Merry Hell Merry Hell
Album: Bury Me Naked
Label: Merry Hell
Tracks: 10
Website: http://www.merryhell.co.uk

Since rising phoenix-like from the ashes of 90s folk-punk band The Tansads, initially through a series of reunion concerts in 2010 under a new moniker taken from the Tansads' song Separate Souls, Merry Hell have been blazing an exhuberantly joyful trail.

Effervescent live performances have, quite rightly, gained them a vast following, with successful appearances at many prestigious festivals. Already having three highly acclaimed album releases under their belts and with FATEA recently giving Come On England the accolade of their 'Single of The Year', Merry Hell's undoubted song-writing skills have also received fitting recognition.

On this E.P. release, the title song is Bury Me Naked. With words and music written by Virginia Kettle, this is a live favourite, with its breezy waltz tempo and catchy sing-along chorus it brings to mind gleeful nights at the fairground. Originally appearing on the Head Full Of Magic, Shoes Full Of Rain album, this version is a re-recording to reflect the inclusion of fiddle player Neil McCartney who joined after the release of the album. With lyrics giving us a good natured reminder that we come into this world with nothing and leave with the same it, the listener is invited to remove what is unnecessary from our lives, (extraneous shoes anyone?), and even has an ecological slant on death -
'Weave me a casket, made from old willow, tied up with string'. Listen very carefully and you might just hear the spade and bucket of gravel percussion.

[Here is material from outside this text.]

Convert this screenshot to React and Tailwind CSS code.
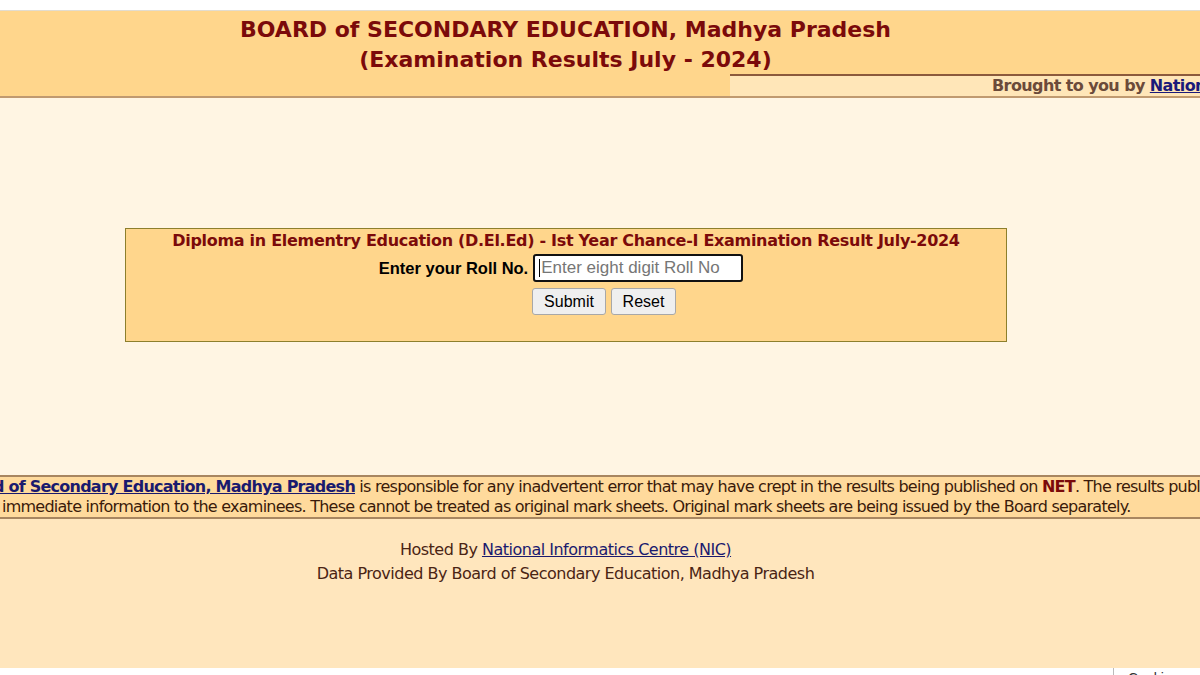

A quick trawl through social media suggests that this track has universal appeal; not only to 5 year olds, who are raising eyebrows by singing it in supermarkets, but also with grandparents who have it as their ringtone (but, perversely, are terrified in case the phone rings in a public place!)

Of the remaining three songs, Sailing Too Close To The Wind, neither the Simon Nicol & Dave Swarbrick nor Stuart Marson compositions, but rather the track from the group's most recent CD release Bloodlines, with words by John and Bob Kettle and music by John, is a gorgeous, slow-paced ballad, bringing to mind the Saw Doctors at their mellifluous best.

Track three, Drunken Serenade, has some historical significance for the group. Not only was it the final track on the last, 1998, Tansad release Reason To Be, it was moreover the lead track on Merry Hell's debut album Blink & You'll Miss It and also the first song they ever played live on their debut as Merry Hell. On this E.P., however, the song is given a new lease of life. Here, the original Bob Kettle composition now not only incorporates The Banshee Reel, a traditional Irish tune vigorously delivered by Neil, but is also rendered as an acoustic version; indeed it is taken from the group's forthcoming acoustic release, Anthems to The Wind. As such, this serves as a splendid amuse-bouche, with all indications being that the main course will be an absolute cracker.

The final offering, No Place Like Tomorrow, again with words & music by the group's female vocalist, Virginia Kettle, is the last track on their third album, The Ghost In Our House & Other Stories. Opening with John's distinctive voice, before, after about one minute in, he is joined by Virginia, it is clear why their delightful harmonies have been enthralling so many. Lyrically, the song ultimately gives an uplifting, optimistic message, and showcases her accomplished song-writing skills -

'Let the fresh air of morning breathe gently down on you'

'All that was hopeless and desolate will once again flourish and grow'

Across these four tracks, the ever-developing musical skill and talent of the group shines through. Add to that the inherent feel-good factor that permeates their very being, and it is difficult to envisage anything but a further continuation of their upwards trajectory to the top echelon of folk-rock music.